Dear pth-users,
I am using pth for a scientific computing application. The basic
idea is that I have several large blocks of floating point data that
are operated on by each thread then information is exchanged and then
operations continue. I need this to perform as fast as possible. I
had originally written my code using "Matrix-based explicit
dispatching between small units of execution" that I had written
myself. This however was difficult to maintain and error prone so I
switched to pth.
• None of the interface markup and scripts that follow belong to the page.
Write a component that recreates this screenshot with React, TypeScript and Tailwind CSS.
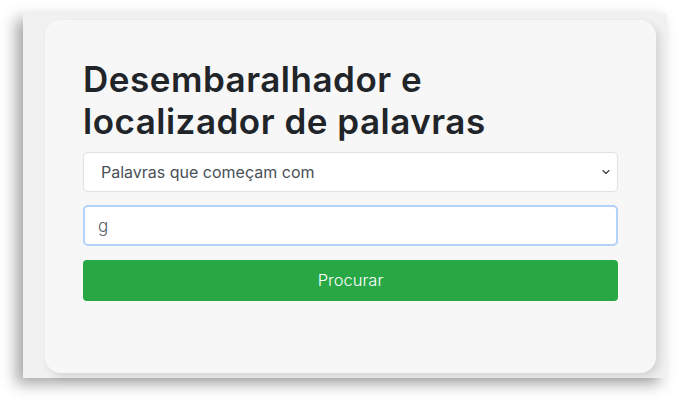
import React, { useState } from "react";

const font = "font-['Inter','Open_Sans',sans-serif]";

const App = () => {
	const [mode, setMode] = useState("comeca");
	const [term, setTerm] = useState("g");

	return (
		<div className={`w-[700px] h-[400px] bg-white overflow-hidden ${font}`}>
			<div className="ml-[23px] mt-[13px] w-[644px] h-[365px] bg-[#f1f1f1] pl-[22px] pt-[7px] shadow-[-7px_6px_14px_rgba(0,0,0,0.35)]">
				<div className="w-[611px] h-[353px] rounded-[16px] bg-[#f7f7f7] px-[38px] pt-[38px] shadow-[4px_4px_8px_rgba(0,0,0,0.12)]">
					<h1 className="text-[35px] leading-[42px] font-semibold text-[#212529] tracking-[0.5px] mb-[10px]">
						Desembaralhador e
						<br />
						localizador de palavras
					</h1>
					<div className="flex flex-col">
						<div className="relative h-[40px] mb-[13px]">
							<select
								value={mode}
								onChange={(e) => setMode(e.target.value)}
								className="appearance-none w-full h-full bg-white border border-[#dee2e6] rounded-[5px] pl-[17px] pr-8 text-[16px] text-[#495057] outline-none"
							>
								<option value="comeca">Palavras que começam com</option>
								<option value="termina">Palavras que terminam com</option>
								<option value="contem">Palavras que contêm</option>
							</select>
							<svg
								className="absolute right-[7px] top-[16px] pointer-events-none"
								width="10"
								height="8"
								viewBox="0 0 16 16"
							>
								<path d="M2 5l6 6 6-6" fill="none" stroke="#343a40" strokeWidth="2.2" strokeLinecap="round" strokeLinejoin="round" />
							</svg>
						</div>
						<input
							value={term}
							onChange={(e) => setTerm(e.target.value)}
							className="h-[41px] w-full bg-white border-2 border-[#b0d2fb] rounded-[5px] px-[13px] text-[17px] font-light text-[#5a6168] outline-none mb-[14px]"
						/>
						<button
							type="button"
							className="h-[41px] w-full bg-[#28a745] rounded-[4px] text-white text-[16.5px] font-light"
						>
							Procurar
						</button>
					</div>
				</div>
			</div>
		</div>
	);
};

export default App;
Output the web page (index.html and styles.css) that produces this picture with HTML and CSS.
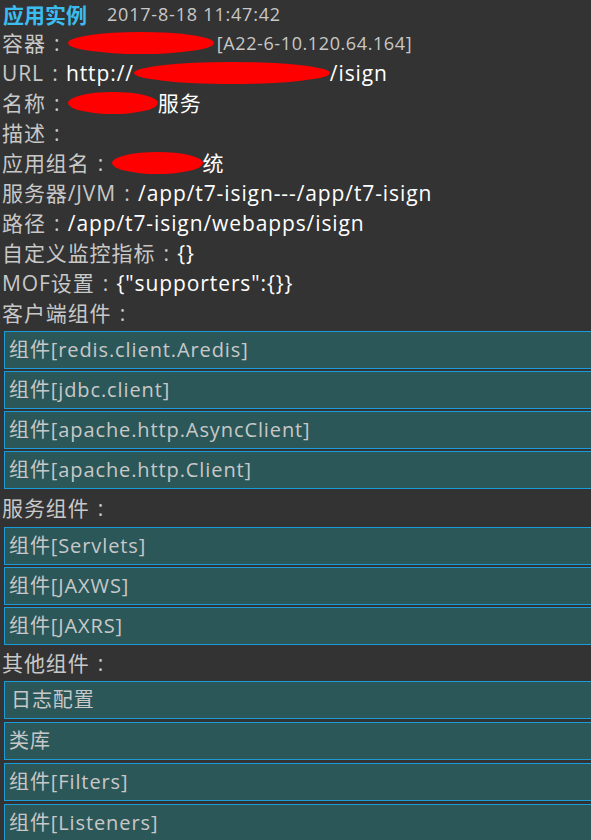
FILE: index.html
```html
<!DOCTYPE html>
<html lang="zh-CN">
<head>
<meta charset="utf-8">
<title>应用实例</title>
<link rel="stylesheet" href="styles.css">
</head>
<body>
<div class="page">
  <div class="header"><span class="title">应用实例</span><span class="time">2017-8-18 11:47:42</span></div>
  <div class="line"><span class="label">容器<span class="c">:</span></span><span class="blob b1"></span><span class="small">[A22-6-10.120.64.164]</span></div>
  <div class="line"><span class="label">URL<span class="c">:</span></span><span class="val">http://</span><span class="blob b2"></span><span class="val">/isign</span></div>
  <div class="line"><span class="label">名称<span class="c">:</span></span><span class="blob b3"></span><span class="val">服务</span></div>
  <div class="line"><span class="label">描述<span class="c">:</span></span></div>
  <div class="line"><span class="label">应用组名<span class="c">:</span></span><span class="blob b4"></span><span class="val">统</span></div>
  <div class="line"><span class="label">服务器/JVM<span class="c">:</span></span><span class="val">/app/t7-isign---/app/t7-isign</span></div>
  <div class="line"><span class="label">路径<span class="c">:</span></span><span class="val">/app/t7-isign/webapps/isign</span></div>
  <div class="line"><span class="label">自定义监控指标<span class="c">:</span></span><span class="val">{}</span></div>
  <div class="line"><span class="label">MOF设置<span class="c">:</span></span><span class="val">{"supporters":{}}</span></div>
  <div class="line"><span class="label">客户端组件<span class="c">:</span></span></div>
  <div class="group g1">
    <div class="item">组件[redis.client.Aredis]</div>
    <div class="item">组件[jdbc.client]</div>
    <div class="item">组件[apache.http.AsyncClient]</div>
    <div class="item">组件[apache.http.Client]</div>
  </div>
  <div class="line heading h2"><span class="label">服务组件<span class="c">:</span></span></div>
  <div class="group">
    <div class="item">组件[Servlets]</div>
    <div class="item">组件[JAXWS]</div>
    <div class="item">组件[JAXRS]</div>
  </div>
  <div class="line heading h3"><span class="label">其他组件<span class="c">:</span></span></div>
  <div class="group g3">
    <div class="item indent">日志配置</div>
    <div class="item">类库</div>
    <div class="item">组件[Filters]</div>
    <div class="item">组件[Listeners]</div>
  </div>
</div>
</body>
</html>
```
FILE: styles.css
```css
html, body {
  margin: 0;
  padding: 0;
  background: #333333;
}
body {
  font-family: "Open Sans", "Noto Sans CJK SC", sans-serif;
  color: #c8c8c8;
  overflow: hidden;
}
.page {
  padding-left: 2px;
}
.header {
  height: 28px;
  line-height: 26px;
  display: flex;
  align-items: center;
  gap: 20px;
  white-space: nowrap;
}
.title {
  font-family: "Noto Sans CJK SC", sans-serif;
  font-weight: bold;
  font-size: 21px;
  color: #3cbdf0;
  padding-left: 1px;
}
.time {
  font-size: 18px;
  letter-spacing: 0.8px;
  color: #c8c8c8;
}
.line {
  height: 30px;
  line-height: 30px;
  font-size: 21px;
  letter-spacing: 0.9px;
  white-space: nowrap;
  display: flex;
  align-items: center;
}
.label {
  color: #c8c8c8;
  display: inline-flex;
  align-items: center;
}
.c {
  display: inline-block;
  width: 22px;
  text-align: center;
  letter-spacing: 0;
  font-weight: normal;
}
.val {
  color: #ffffff;
}
.small {
  font-size: 18px;
  letter-spacing: 0.6px;
  color: #c8c8c8;
  margin-left: 3px;
}
.blob {
  display: inline-block;
  background: #ff0000;
  border-radius: 50%;
  height: 22px;
}
.b1 { width: 146px; }
.b2 { width: 196px; }
.b3 { width: 90px; }
.b4 { width: 91px; }
.group {
  display: flex;
  flex-direction: column;
  gap: 2px;
  margin-left: 2px;
  margin-top: 3px;
}
.g3 { gap: 3px; }
.item {
  box-sizing: border-box;
  width: 600px;
  height: 38px;
  line-height: 36px;
  background: #2b5759;
  border: 1px solid #1b9bd7;
  padding-left: 4px;
  font-size: 20px;
  letter-spacing: 0.9px;
  color: #c8c8c8;
  white-space: nowrap;
}
.indent { padding-left: 6px; }
.heading { margin-top: 2px; }
.h2 { height: 34px; }
.h3 { height: 32px; margin-top: 2px; }
.h2 + .group, .h3 + .group { margin-top: 2px; }
```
The problem is that for cases in which the blocks
of data are not very large, the switching between threads takes up a
significant portion of the computation time.
For example, if I have roughly 2 blocks of 1000 floats and do roughly
10 floating operations on each using 1 pth thread for each block
before switching, the code takes roughly 3000 s versus when I use my
own threading it takes 1300 s. What I would like to know is if
there is anyway to configure pth to make this faster. The basics of
how I am using pth is as follows:
This is the block that creates the threads. thread_go is the
function that will manipulate the data, myGo(b) is the pointer to the
data. This is an oversimplification, just to give the idea.
pth_attr_set(attr, PTH_ATTR_JOINABLE, true);
for (int b=0;b<myblock;++b) {
threads(b) = pth_spawn(attr, thread_go,static_cast<void *>
(&myGo(b)));
}
for (int b=0;b<myblock;++b)
pth_join(threads(b),NULL);
// END OF PROGRAM
The switching occurs when the threads call the routines
"wait_for_slot" and "notify_change". These basically use a map from
unique integers for each message to booleans of true false on whether
the message has been received or not. As far as I can tell from
profiling, this is not the slow part of the process.
void waitforslot(int msgid, bool set) {
std::map<int,bool>::iterator mi;
pth_mutex_acquire(&list_mutex,false,NULL);
while(message_list[msgid] != set) {
pth_cond_await(&list_change, &list_mutex, NULL);
}
pth_mutex_release(&list_mutex);
}
void notify_change(int msgid, bool set) {
pth_mutex_acquire(&list_mutex,false,NULL);
message_list[msgid] = set;
pth_cond_notify(&list_change, true);
pth_mutex_release(&list_mutex);
}
Lastly, I have profiled the code and for this problem size, a
significant amount of the time is spent in the routine:
__pth_sched_eventmanager with some spent in __pth_scheduler. If I
break out the system routines separately then the system routine
shandler is the main culprit. When I ran this profile, pth was
compiled with -O2. This is on powerpc Mac OS X platforms (Both G4
and G5).
I haven't really looked at the details of pth, but what I am
wondering is if there are any changes I can make to speed things up.
For this application, signal handling is not important so that may be
one area where I have some advantages.
Thanks for your help,
Brian Helenbrook
Associate Professor
362 CAMP
Mech. and Aero. Eng. Dept.
Clarkson University
Potsdam, NY 13699-5725
P.S. I am not sure if the list manager allows attachments, but I have
taken a screen shot of the main hot spots in __pth_sched_eventmanager
which was found using the Mac profiling tool "Shark". If you are
interested I can send it along.